• **Problem description**
Locate all lines with the word "React". Copy them.
━━━━━━━━━━━━━━━━━━━━━━━━━━━━━━
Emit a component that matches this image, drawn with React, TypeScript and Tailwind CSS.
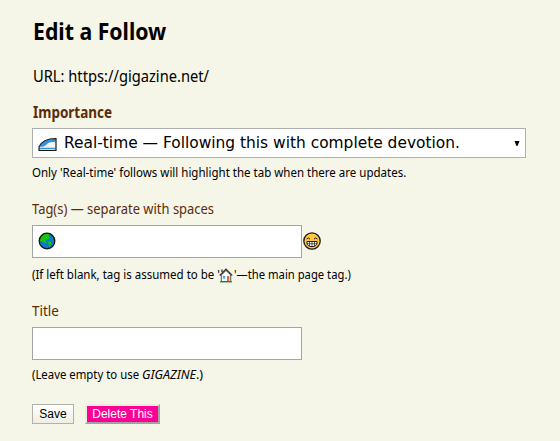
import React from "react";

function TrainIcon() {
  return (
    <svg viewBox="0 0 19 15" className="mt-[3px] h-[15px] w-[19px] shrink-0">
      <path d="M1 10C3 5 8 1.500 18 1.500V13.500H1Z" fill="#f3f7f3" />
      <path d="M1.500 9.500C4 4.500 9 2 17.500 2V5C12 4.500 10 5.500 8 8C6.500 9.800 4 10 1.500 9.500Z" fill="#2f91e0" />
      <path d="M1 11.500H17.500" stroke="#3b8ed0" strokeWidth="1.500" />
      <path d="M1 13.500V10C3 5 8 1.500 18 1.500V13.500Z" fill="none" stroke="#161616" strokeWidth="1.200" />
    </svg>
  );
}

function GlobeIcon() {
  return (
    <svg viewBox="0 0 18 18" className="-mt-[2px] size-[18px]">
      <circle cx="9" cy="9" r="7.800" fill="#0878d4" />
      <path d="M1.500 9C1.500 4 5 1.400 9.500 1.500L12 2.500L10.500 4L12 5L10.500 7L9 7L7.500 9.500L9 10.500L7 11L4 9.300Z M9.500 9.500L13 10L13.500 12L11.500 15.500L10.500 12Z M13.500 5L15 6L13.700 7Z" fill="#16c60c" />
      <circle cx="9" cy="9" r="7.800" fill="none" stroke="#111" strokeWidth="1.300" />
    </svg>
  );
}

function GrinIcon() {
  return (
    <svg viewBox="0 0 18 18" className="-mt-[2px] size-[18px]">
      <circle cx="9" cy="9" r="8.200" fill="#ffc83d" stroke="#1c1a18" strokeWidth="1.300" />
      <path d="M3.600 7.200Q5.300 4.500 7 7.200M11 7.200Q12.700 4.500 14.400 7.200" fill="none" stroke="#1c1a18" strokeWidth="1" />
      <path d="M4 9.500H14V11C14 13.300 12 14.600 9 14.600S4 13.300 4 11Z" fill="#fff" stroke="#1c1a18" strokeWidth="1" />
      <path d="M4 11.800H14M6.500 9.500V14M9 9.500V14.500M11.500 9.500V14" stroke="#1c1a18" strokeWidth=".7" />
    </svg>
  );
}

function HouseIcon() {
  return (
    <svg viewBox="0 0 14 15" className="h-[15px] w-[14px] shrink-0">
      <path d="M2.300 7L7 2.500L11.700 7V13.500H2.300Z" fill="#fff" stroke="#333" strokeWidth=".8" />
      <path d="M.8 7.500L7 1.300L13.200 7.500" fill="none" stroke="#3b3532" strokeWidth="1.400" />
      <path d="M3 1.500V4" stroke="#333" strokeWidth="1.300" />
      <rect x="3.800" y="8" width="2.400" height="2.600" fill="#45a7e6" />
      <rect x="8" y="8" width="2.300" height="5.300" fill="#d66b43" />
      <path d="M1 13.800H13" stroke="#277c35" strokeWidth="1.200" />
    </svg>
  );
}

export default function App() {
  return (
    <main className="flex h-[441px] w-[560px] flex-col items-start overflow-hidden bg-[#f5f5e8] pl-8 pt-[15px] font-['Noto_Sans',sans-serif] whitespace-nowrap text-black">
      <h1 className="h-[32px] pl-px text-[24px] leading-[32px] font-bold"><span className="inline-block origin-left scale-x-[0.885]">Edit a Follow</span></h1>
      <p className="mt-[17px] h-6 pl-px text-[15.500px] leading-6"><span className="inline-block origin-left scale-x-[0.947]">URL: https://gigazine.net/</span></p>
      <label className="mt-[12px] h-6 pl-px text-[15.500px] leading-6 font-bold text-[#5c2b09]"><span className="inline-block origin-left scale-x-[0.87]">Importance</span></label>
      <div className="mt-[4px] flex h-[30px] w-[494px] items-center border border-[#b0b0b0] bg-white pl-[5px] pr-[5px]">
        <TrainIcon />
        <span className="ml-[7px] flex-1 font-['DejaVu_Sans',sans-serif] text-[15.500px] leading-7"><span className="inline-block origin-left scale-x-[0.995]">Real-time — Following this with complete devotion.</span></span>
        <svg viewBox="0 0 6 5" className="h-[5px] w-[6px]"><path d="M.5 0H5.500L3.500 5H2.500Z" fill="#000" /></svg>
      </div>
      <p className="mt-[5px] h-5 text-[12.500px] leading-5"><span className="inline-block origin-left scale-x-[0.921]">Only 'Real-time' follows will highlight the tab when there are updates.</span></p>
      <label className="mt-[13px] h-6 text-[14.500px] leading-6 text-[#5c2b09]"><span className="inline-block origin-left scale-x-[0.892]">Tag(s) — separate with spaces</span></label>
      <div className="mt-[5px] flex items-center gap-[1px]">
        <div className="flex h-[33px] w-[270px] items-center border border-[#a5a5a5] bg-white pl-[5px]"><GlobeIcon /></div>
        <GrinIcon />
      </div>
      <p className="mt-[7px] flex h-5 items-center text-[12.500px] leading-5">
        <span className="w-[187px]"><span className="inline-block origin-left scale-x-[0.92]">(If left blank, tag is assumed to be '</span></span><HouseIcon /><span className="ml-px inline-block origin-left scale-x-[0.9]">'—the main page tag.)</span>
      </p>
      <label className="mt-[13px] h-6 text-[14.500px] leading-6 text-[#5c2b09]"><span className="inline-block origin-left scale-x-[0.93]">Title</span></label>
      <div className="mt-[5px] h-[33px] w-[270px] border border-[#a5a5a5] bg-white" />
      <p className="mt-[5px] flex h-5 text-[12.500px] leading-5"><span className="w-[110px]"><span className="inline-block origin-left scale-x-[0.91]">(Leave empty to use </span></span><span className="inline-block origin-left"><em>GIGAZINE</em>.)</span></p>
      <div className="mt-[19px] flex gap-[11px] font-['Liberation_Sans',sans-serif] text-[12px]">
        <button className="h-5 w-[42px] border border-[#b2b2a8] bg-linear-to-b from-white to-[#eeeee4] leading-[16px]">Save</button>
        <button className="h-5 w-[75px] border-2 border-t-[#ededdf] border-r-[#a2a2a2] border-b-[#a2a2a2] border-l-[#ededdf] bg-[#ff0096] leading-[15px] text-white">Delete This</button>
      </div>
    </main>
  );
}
━━━━━━━━━━━━━━━━━━━━━━━━━━━━━━
• **Reply to the exercise**
Emit a component that matches this image, drawn with React, TypeScript and Tailwind CSS.
import React from "react";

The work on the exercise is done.